Links: Bild von Alaknanda in den ultravioletten Filtern. Die Sternentstehungsregionen in den Spiralarmen bilden ein charakteristisches Muster.
Rechts: Dieselbe Galaxie in den optischen Filtern, wo die zugrundeliegende Scheibe besser sichtbar ist.
Bildnachweis: © NASA/CSA/ESA, Rashi Jain (NCRA-TIFR)

Um den Ursprung der Spiralarme von Alaknanda zu verstehen, sind weitere Untersuchungen geplant. Spektroskopische Beobachtungen mit dem JWST oder dem ALMA-Observatorium könnten bestimmen, ob sich ihre Scheibe geordnet dreht oder Anzeichen von Turbulenzen zeigt. Dies würde helfen festzustellen, ob die Spirale durch regelmäßige Gaszuströme oder durch eine Wechselwirkung mit einer Nachbargalaxie entstanden ist (mehr Details zur Entstehung von Spiralarmen am Ende des Artikels).

Die Präsenz von Alaknanda im frühen Universum deutet darauf hin, dass die Bedingungen für die Bildung von Planeten und Sternen früher als erwartet entstanden sein könnten. Während das JWST weiterhin den Kosmos erforscht, könnten weitere ähnliche Galaxien entdeckt werden, was unser Verständnis der kosmischen Evolution und der Geschwindigkeit, mit der sich die ersten organisierten Strukturen bildeten, erweitert.

Das Phänomen der Gravitationslinse


Die Gravitationslinse ist ein Effekt, bei dem das Licht eines entfernten Objekts durch die Schwerkraft einer dazwischenliegenden Masse, wie einem Galaxienhaufen, abgelenkt wird. Dieser Effekt wirkt wie eine natürliche Lupe, die das Bild des Hintergrundobjekts verstärkt und verzerrt. In der Astronomie ermöglicht dies die Beobachtung sehr entfernter Galaxien, die sonst zu schwach wären.

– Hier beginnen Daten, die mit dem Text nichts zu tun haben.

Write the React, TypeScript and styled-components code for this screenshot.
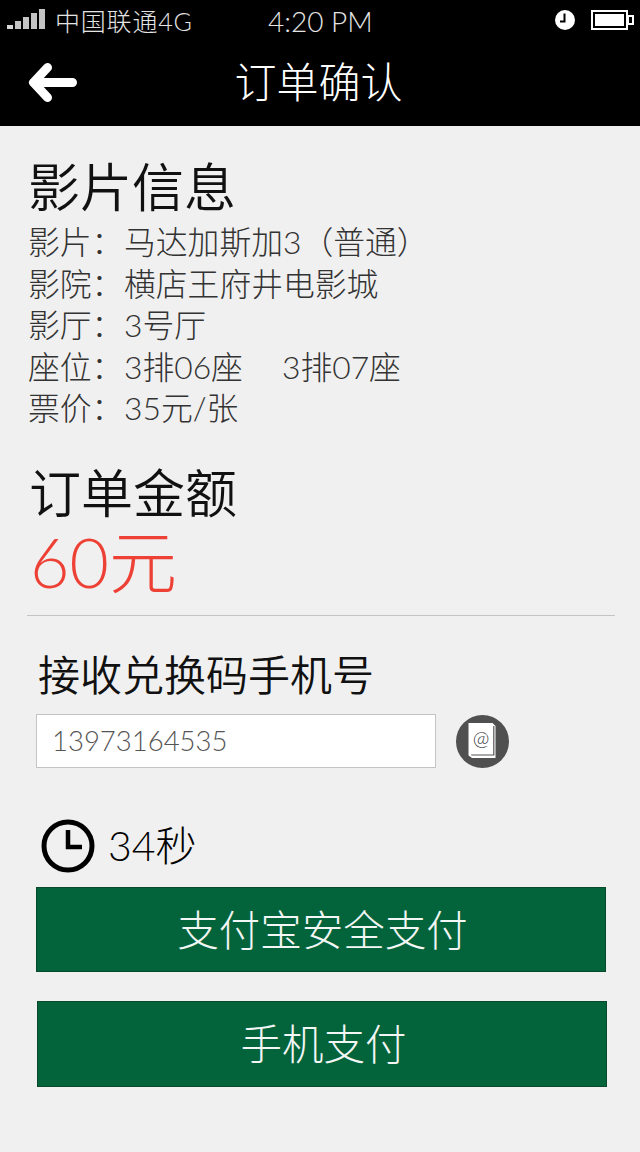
import React from "react";
import styled, { createGlobalStyle } from "styled-components";

const GlobalStyle = createGlobalStyle`
  html, body {
    margin: 0;
    padding: 0;
    background: #f0f0f0;
  }
  body {
    font-family: Lato, "Noto Sans CJK SC", sans-serif;
    font-weight: 300;
  }
`;

const App = () => {
  return (
    <Page>
      <GlobalStyle />
      <Header>
        <StatusBar>
          <Carrier>
            <SignalIcon />
            <CarrierName>中国联通4G</CarrierName>
          </Carrier>
          <Time>4:20 PM</Time>
          <StatusRight>
            <AlarmIcon />
            <BatteryIcon />
          </StatusRight>
        </StatusBar>
        <NavBar>
          <BackIcon />
          <NavTitle>订单确认</NavTitle>
        </NavBar>
      </Header>

      <Main>
        <MovieSection>
          <SectionTitle>影片信息</SectionTitle>
          <InfoRow>
            <InfoLabel>影片：</InfoLabel>马达加斯加3（普通）
          </InfoRow>
          <InfoRow>
            <InfoLabel>影院：</InfoLabel>横店王府井电影城
          </InfoRow>
          <InfoRow>
            <InfoLabel>影厅：</InfoLabel>3号厅
          </InfoRow>
          <InfoRow>
            <InfoLabel>座位：</InfoLabel>
            <Seat>3排06座</Seat>3排07座
          </InfoRow>
          <InfoRow>
            <InfoLabel>票价：</InfoLabel>35元/张
          </InfoRow>
        </MovieSection>

        <AmountSection>
          <SectionTitle>订单金额</SectionTitle>
          <Amount>60元</Amount>
        </AmountSection>

        <Divider />

        <PhoneSection>
          <PhoneTitle>接收兑换码手机号</PhoneTitle>
          <PhoneRow>
            <PhoneField>13973164535</PhoneField>
            <ContactButton>
              <ContactIcon />
            </ContactButton>
          </PhoneRow>
        </PhoneSection>

        <Countdown>
          <ClockIcon />
          <CountdownText>34秒</CountdownText>
        </Countdown>

        <PayButton>支付宝安全支付</PayButton>
        <PayButton $second>手机支付</PayButton>
      </Main>
    </Page>
  );
};

export default App;

const SignalIcon = () => (
  <svg width="38" height="22" viewBox="0 0 38 22">
    <rect x="0" y="16" width="6" height="4" fill="#d8d8d8" />
    <rect x="8" y="12" width="6" height="8" fill="#c4c4c4" />
    <rect x="16" y="8" width="6" height="12" fill="#c4c4c4" />
    <rect x="24" y="4" width="6" height="16" fill="#c4c4c4" />
    <rect x="32" y="0" width="6" height="20" fill="#c4c4c4" />
  </svg>
);

const AlarmIcon = () => (
  <svg width="20" height="20" viewBox="0 0 20 20">
    <circle cx="10" cy="10" r="10" fill="#fff" />
    <path d="M9.5 3.5v8H5" fill="none" stroke="#000" strokeWidth="2" />
  </svg>
);

const BatteryIcon = () => (
  <svg width="43" height="20" viewBox="0 0 43 20">
    <rect x="1" y="1" width="35" height="18" fill="none" stroke="#fff" strokeWidth="2" />
    <rect x="4" y="4" width="29" height="12" fill="#fff" />
    <rect x="37" y="6" width="5" height="8" fill="none" stroke="#fff" strokeWidth="2" />
  </svg>
);

const BackIcon = () => (
  <svg width="50" height="42" viewBox="0 0 50 42">
    <path
      d="M20.5 7.5 L6.5 22.5 L20.5 37.5 M6.5 22.5 H45.5"
      fill="none"
      stroke="#fff"
      strokeWidth="9"
      strokeLinecap="round"
      strokeLinejoin="round"
    />
  </svg>
);

const ContactIcon = () => (
  <svg width="30" height="36" viewBox="0 0 30 36">
    <path d="M0.5 0h24l3 3v32H4l-3.5-2.5z" fill="#fff" />
    <path d="M25.8 3v29H3.2" fill="none" stroke="#555" strokeWidth="1.2" />
    <text x="13" y="22" textAnchor="middle" fontSize="20" fill="#333" fontFamily="Lato, sans-serif" fontWeight="300">
      @
    </text>
  </svg>
);

const ClockIcon = () => (
  <svg width="54" height="54" viewBox="0 0 54 54">
    <circle cx="27" cy="27" r="24" fill="none" stroke="#000" strokeWidth="5" />
    <path d="M27 11v17h14" fill="none" stroke="#000" strokeWidth="4.5" />
  </svg>
);

const Page = styled.div`
  width: 640px;
  height: 1152px;
  overflow: hidden;
  background: #f0f0f0;
`;

const Header = styled.header`
  height: 126px;
  background: #000;
  color: #fff;
`;

const StatusBar = styled.div`
  position: relative;
  display: flex;
  align-items: center;
  justify-content: space-between;
  box-sizing: border-box;
  height: 44px;
  padding: 0 6px 4px 7px;
`;

const Carrier = styled.div`
  display: flex;
  align-items: center;
  gap: 10px;
`;

const CarrierName = styled.span`
  font-size: 25px;
  letter-spacing: 0.8px;
  color: #e4e4e4;
`;

const Time = styled.span`
  position: absolute;
  left: 268px;
  top: 4px;
  font-size: 28px;
  line-height: 34px;
  color: #e4e4e4;
`;

const StatusRight = styled.div`
  display: flex;
  align-items: center;
  gap: 16px;
`;

const NavBar = styled.div`
  position: relative;
  display: flex;
  align-items: center;
  justify-content: center;
  height: 78px;
  padding: 0 3px 3px 0;
  box-sizing: border-box;
  svg {
    position: absolute;
    left: 27px;
    top: 16px;
  }
`;

const NavTitle = styled.h1`
  margin: 0;
  font-size: 42px;
  font-weight: 300;
  line-height: 1;
`;

const Main = styled.main`
  display: flex;
  flex-direction: column;
`;

const MovieSection = styled.section`
  padding: 26px 0 0 28px;
`;

const SectionTitle = styled.h2`
  margin: 0;
  font-size: 52px;
  font-weight: 350;
  line-height: 70px;
  color: #111;
`;

const InfoRow = styled.div`
  font-size: 31.8px;
  line-height: 41.5px;
  color: #333;
`;

const InfoLabel = styled.span`
  display: inline-block;
  width: 96px;
`;

const Seat = styled.span`
  display: inline-block;
  width: 158px;
`;

const AmountSection = styled.section`
  padding: 28px 0 0 29px;
`;

const Amount = styled.div`
  margin: -4px 0 0 1px;
  font-size: 68px;
  line-height: 76px;
  color: #ee4136;
`;

const Divider = styled.hr`
  width: 588px;
  height: 1px;
  margin: 15px 0 0 27px;
  border: 0;
  background: #c4c4c4;
`;

const PhoneSection = styled.section`
  padding: 34px 0 0 36px;
`;

const PhoneTitle = styled.h3`
  margin: 0 0 14px 2px;
  font-size: 42px;
  font-weight: 350;
  line-height: 50px;
  color: #111;
`;

const PhoneRow = styled.div`
  display: flex;
  align-items: flex-start;
  gap: 20px;
`;

const PhoneField = styled.div`
  box-sizing: border-box;
  width: 400px;
  height: 54px;
  padding-left: 15px;
  border: 1px solid #c4c4c4;
  background: #fff;
  font-size: 27.5px;
  line-height: 52px;
  color: #555;
`;

const ContactButton = styled.div`
  display: flex;
  align-items: center;
  justify-content: center;
  width: 53px;
  height: 53px;
  margin-top: 1px;
  border-radius: 50%;
  background: #505050;
`;

const Countdown = styled.div`
  display: flex;
  align-items: center;
  gap: 13px;
  margin: 51px 0 0 41px;
`;

const CountdownText = styled.span`
  font-size: 41px;
  line-height: 54px;
  color: #000;
`;

const PayButton = styled.div<{ $second?: boolean }>`
  box-sizing: border-box;
  width: 570px;
  height: ${(p) => (p.$second ? "86px" : "85px")};
  margin: ${(p) => (p.$second ? "29px 0 0 37px" : "14px 0 0 36px")};
  padding-left: 3px;
  border: 1px solid #084a2a;
  background: #03643c;
  color: #f2f6f4;
  font-size: 41.5px;
  line-height: 84px;
  text-align: center;
`;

Die Nutzung der Gravitationslinse hat die Erforschung des frühen Universums revolutioniert. Indem sie Licht bündelt, bietet sie Details, die mit Standardteleskopen unzugänglich sind. Im Fall von Alaknanda hat der Haufen Abell 2744 die scheinbare Helligkeit der Galaxie verdoppelt, was dem JWST ermöglichte, ihre feine Struktur einzufangen.

Dieses Werkzeug ist auch entscheidend, um Parameter wie Entfernung und Masse kosmischer Objekte zu messen. Durch die Analyse, wie das Licht abgelenkt wird, können Wissenschaftler die Verteilung der Dunklen Materie im Universum kartieren.

Die Entstehung von Spiralarmen in Galaxien


Die Spiralarme von Galaxien, wie die der Milchstraße, entstehen durch Dichtewellen, die die galaktische Scheibe durchlaufen. Diese Wellen sind Störungen in der Verteilung von Gas und Sternen und schaffen Regionen, in denen sich Materie konzentriert und die Sternentstehung auslöst. Dieser Prozess führt zu den charakteristischen Mustern, die wir beobachten.

Damit sich eine Spirale entwickeln kann, muss sich zunächst Gas aus der äußeren Umgebung ansammeln und sich zu einer rotierenden Scheibe stabilisieren. Anschließend können gravitative Wechselwirkungen, entweder interne oder mit Begleitgalaxien, Dichtewellen auslösen. Diese formen die Scheibe allmählich zu Spiralarmen, eine Anordnung, die typischerweise Milliarden von Jahren benötigt, um eine stabile Form zu erreichen.

Im Fall alter Galaxien wie Alaknanda deutet das Vorhandensein gut definierter Spiralarme darauf hin, dass diese Mechanismen mit überraschender Effizienz gewirkt haben könnten. Dies impliziert, dass das junge Universum günstige Bedingungen wie regelmäßige Zuströme kalten Gases aufwies, die eine beschleunigte Evolution ermöglichten. Das Verständnis dieser Prozesse hilft zu erklären, wie Galaxien so schnell strukturelle Reife erreichen konnten.